Their mother chose to stay in Germany until she had rescued her husband. Although the chronology of events is not clear, the family understands that their father was sent to a concentration camp outside Berlin. The mother traveled throughout Europe and France during the war, but was finally deported to Auschwitz.

 

Neither survived.

 

Dr. Wittenstein finally emigrated to the United States in 1947, and has been practicing medicine in Santa Barbara for most of that time. He was having dinner with a colleague and friend one night, Stan Ostern, and mentioned the story and said he wanted to get in touch with the siblings.

 

Mr. Ostern is a Holocaust survivor himself. He hid in an underground bunker for two years while still a small child. "It was a long shot, but worth trying," he said. "Hitler tried to wipe out all the Jewish history, every DNA that the Jews accomplished, and anything that can be recovered is amazing.

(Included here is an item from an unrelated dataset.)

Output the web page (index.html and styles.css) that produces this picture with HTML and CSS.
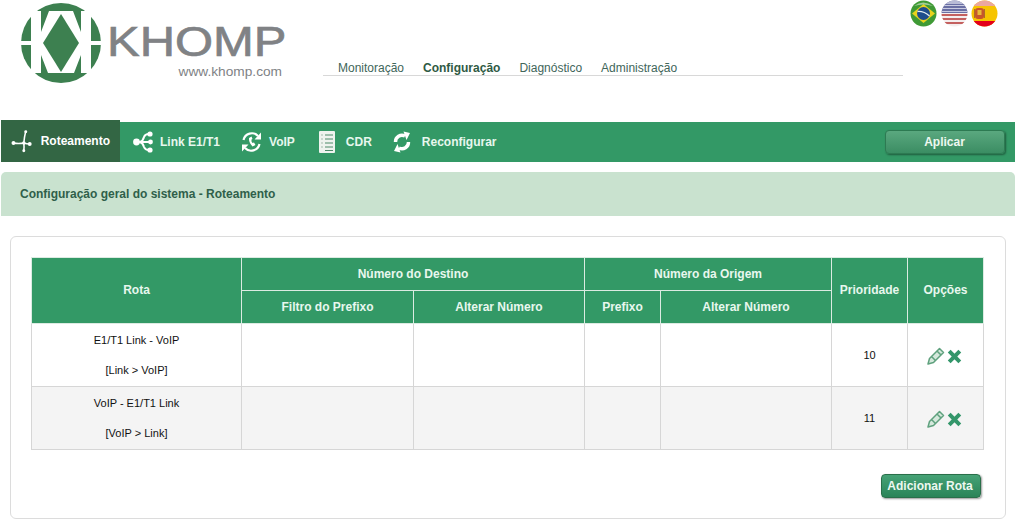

The question survivors ask is, 'Why did I survive?' I think maybe I survived so I could do things like this."

 

Dr. Ostern solicited the help of Dr. Elizabeth Wolfson, director of the Portraits of Survival interviews with whom he had shared his story for the program. She asked several volunteers to research what had happened to these children, without success. It was Jordan Summers, an archivist with the U.S. Holocaust Museum , who found the children after much research. Esther was living in Commack, Long Island, and Natan had become a furrier living in Queens. He had anglicized his name to Nathan Berkowitz, making it more difficult to find them. They, too, had been searching for him.

 

The three shared their first communication in nearly 70 years on Dr. Wittenstein's 91st birthday, and shortly thereafter the two siblings agreed to fly to Santa Barbara.

 

The three were visibly emotional during the question-and-answer period as they discussed the difficulty of life after the Holocaust. "I accepted my life the way it was, and tried to make the best of it I could," Mr. Berkowitz said. "I estimate that we must have lost around 200 family members. You couldn't shock me anymore, we had seen all of it. I couldn't cry for 17 years, I had a shield around me that nothing went through. Not that I forgot my parents, or anything like that. My feeling is my parents have always been with me, and still are."

 

Dr. Wittenstein was asked one of the most frequent questions posed to someone who risks his life to save another: Why? His answer was both disarming and deeply felt. "My upbringing was if you are in a position in society and people are poor, it is your obligation to help them, the noblesse oblige. I was brought up in this sense since early childhood, but there's more than that. Of course, I had regrets not to come to the United States, but on the other hand, somebody had to do that."